Can you see why they react as they do?
Responses to a cold call:
• “Who are you?” – Is this a sales call?
• “What do you want?” – What are you selling?
• “Why are you here?” – What are you selling?
• “How did you get in here?” – How’d you get my number/information/pass gatekeeper?
These are not objections.
They are normal and natural defences erected for protection from an unknown potential threat. If inadequate answers ensue, then real fear sets in:
Responses to a cold call:
• “We don’t have any valuables/money!” – I’m not interested
• “Get out!” – Click – They hang up.
Can you understand why some tell you, “I’m not interested” before they have any idea of what you sell?
#2 Personal Space
In addition to the intrusion, a cold call violates personal space. Think about it; when someone is talking on the telephone, where is the phone? It is right up against their face. You are a total stranger and suddenly you are right there, virtually nose-to-nose with the prospect. You are literally in their face!
#3 Lack of Knowledge
When you call someone, you immediately prove that you have more knowledge of them than they have of you.
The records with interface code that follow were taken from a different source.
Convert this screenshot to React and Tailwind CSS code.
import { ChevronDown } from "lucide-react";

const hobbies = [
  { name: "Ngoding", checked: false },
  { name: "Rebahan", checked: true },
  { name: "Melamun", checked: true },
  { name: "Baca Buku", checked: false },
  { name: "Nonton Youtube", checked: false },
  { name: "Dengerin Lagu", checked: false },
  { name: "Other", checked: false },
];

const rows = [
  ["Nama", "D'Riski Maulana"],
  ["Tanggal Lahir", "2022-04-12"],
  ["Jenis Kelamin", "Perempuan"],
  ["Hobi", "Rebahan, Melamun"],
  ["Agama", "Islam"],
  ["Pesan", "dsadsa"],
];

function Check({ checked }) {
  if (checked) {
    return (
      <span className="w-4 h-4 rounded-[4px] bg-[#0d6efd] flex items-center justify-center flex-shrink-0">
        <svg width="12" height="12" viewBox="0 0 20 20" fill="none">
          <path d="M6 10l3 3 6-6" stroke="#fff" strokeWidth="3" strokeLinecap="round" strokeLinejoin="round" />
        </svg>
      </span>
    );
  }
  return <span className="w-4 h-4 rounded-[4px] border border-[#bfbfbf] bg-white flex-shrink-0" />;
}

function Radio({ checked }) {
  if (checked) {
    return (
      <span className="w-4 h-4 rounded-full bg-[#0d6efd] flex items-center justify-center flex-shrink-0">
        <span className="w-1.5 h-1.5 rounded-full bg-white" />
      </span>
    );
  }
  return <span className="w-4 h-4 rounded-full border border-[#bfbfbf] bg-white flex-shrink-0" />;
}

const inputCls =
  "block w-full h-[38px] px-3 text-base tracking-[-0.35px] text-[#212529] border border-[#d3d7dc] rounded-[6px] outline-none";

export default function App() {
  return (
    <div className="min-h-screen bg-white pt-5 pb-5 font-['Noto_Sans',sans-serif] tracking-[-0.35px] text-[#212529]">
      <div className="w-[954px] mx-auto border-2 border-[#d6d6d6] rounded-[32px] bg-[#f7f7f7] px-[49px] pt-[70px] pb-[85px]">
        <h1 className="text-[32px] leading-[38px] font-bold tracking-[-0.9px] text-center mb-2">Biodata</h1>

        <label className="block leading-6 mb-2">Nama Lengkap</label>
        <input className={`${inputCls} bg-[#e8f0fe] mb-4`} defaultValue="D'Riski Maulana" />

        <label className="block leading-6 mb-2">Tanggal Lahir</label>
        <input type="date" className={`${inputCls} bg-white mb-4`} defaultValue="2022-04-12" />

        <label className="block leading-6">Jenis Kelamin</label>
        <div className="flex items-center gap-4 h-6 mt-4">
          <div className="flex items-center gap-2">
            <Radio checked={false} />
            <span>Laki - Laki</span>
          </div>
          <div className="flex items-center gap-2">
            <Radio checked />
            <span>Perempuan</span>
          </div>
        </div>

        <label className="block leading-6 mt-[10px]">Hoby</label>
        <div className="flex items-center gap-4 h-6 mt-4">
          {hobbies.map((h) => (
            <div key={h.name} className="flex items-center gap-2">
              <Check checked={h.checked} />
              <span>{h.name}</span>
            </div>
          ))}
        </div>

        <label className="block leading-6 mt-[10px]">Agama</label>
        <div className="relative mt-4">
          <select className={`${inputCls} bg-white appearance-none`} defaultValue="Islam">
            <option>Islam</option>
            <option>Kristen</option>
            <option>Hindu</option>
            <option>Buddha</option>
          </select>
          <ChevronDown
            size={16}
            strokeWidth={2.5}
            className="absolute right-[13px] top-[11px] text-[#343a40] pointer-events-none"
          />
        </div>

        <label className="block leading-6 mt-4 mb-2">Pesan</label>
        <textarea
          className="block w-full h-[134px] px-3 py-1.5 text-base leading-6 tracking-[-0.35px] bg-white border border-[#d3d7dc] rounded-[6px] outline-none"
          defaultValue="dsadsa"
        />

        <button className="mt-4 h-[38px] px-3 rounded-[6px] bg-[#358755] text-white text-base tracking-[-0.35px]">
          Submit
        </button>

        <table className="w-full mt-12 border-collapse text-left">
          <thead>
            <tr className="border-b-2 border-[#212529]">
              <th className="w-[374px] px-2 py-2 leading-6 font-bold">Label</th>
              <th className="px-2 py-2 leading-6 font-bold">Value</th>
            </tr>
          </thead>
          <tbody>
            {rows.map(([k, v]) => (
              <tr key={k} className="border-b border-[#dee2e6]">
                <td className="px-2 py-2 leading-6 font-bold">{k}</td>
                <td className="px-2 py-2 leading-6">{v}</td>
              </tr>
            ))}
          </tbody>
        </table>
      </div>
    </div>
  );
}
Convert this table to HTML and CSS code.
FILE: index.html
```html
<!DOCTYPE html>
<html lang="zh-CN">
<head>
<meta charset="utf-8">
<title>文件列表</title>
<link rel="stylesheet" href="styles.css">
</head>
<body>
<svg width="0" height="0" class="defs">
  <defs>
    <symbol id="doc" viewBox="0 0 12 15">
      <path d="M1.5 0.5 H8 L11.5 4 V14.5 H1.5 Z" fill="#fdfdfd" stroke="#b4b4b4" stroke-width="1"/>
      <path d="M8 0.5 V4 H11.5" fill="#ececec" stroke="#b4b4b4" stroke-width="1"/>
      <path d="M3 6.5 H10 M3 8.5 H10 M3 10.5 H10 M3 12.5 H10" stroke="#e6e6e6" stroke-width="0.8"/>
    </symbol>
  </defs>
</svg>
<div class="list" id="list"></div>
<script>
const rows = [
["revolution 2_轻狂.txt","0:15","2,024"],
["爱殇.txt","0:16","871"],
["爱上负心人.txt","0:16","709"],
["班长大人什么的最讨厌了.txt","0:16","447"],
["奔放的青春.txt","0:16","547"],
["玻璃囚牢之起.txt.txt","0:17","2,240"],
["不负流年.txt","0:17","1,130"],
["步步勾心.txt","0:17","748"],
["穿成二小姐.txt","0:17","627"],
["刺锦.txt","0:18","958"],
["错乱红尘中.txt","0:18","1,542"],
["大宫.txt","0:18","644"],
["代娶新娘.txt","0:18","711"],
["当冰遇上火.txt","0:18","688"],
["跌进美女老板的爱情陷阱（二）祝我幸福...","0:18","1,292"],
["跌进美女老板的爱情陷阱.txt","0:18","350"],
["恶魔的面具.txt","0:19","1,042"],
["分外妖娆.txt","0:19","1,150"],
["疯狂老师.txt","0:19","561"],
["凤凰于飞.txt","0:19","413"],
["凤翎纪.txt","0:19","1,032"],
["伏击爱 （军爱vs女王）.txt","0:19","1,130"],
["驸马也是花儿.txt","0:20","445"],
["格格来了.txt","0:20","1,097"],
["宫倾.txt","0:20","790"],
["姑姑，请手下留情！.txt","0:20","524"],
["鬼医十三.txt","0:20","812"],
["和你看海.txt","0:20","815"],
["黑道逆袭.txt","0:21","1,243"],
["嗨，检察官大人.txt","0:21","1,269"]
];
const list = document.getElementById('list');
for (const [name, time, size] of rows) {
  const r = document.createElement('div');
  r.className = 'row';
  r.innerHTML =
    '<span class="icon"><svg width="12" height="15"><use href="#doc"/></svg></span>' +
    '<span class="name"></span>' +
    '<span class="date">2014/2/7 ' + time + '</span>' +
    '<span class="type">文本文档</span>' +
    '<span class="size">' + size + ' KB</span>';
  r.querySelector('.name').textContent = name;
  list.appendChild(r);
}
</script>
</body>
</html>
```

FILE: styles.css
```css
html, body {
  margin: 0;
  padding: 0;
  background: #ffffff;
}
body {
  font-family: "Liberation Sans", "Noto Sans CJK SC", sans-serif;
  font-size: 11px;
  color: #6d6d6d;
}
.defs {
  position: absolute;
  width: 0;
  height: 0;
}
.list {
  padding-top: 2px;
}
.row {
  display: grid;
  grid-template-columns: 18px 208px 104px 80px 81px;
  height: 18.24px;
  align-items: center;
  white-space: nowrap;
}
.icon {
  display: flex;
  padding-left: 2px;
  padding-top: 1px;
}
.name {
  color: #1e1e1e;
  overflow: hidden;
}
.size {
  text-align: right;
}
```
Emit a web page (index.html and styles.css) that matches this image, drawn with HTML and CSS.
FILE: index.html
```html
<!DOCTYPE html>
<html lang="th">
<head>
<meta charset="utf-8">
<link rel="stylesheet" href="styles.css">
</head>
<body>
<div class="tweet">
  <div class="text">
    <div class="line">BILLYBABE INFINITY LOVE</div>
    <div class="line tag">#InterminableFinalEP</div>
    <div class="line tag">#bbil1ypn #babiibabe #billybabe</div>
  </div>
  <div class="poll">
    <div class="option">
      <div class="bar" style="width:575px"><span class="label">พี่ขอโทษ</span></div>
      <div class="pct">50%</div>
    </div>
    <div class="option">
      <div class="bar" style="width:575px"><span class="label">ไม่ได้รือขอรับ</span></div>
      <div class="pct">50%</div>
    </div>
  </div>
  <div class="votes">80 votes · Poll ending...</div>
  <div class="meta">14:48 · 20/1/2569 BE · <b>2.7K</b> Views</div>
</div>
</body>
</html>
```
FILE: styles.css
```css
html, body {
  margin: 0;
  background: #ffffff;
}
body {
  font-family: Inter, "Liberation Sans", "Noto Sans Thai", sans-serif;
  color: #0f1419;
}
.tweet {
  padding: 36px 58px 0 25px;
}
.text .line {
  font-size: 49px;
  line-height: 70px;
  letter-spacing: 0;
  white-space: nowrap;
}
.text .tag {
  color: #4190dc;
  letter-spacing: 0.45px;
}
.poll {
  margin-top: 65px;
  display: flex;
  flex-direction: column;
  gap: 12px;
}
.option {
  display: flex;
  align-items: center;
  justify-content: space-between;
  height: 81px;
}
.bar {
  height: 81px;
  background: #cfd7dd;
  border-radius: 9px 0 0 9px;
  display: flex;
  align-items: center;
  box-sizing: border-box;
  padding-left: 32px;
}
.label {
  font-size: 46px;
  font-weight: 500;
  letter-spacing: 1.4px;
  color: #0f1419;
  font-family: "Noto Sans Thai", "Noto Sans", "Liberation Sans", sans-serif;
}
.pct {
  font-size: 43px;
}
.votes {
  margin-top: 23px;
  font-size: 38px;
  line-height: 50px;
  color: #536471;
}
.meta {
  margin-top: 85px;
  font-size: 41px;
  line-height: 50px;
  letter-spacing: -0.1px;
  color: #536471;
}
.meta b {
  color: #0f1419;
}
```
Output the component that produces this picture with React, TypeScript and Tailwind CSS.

First, you called them, which means you have their telephone number, and, in many cases, it is a private number. You also knew the exact whereabouts of the person: you caught him at the office or their home.
You know their name. You know their address. You know their job title. In fact, with very limited prospecting information, you could know what they do, where they work, how much money they earn and what kind of dishwashing detergent they use. However, at the time of the call, the prospect knows almost nothing about you.
People can feel this imbalance of power and it makes them uncomfortable.
#4 Lack of Control
Finally, with all the above, the prospect was powerless in preventing any of it. They hired a sharp gatekeeper, set up voice mails, evaded calls, and still you caught them. The prospect simply had no control over your entrance.
This lack of control is what sends real fear into the hearts of today’s buyer and is why you have heard buyer’s use the term, “violated.” It is this severe, often hopeless feeling of a lack of control that is at the heart of the problems with cold calling.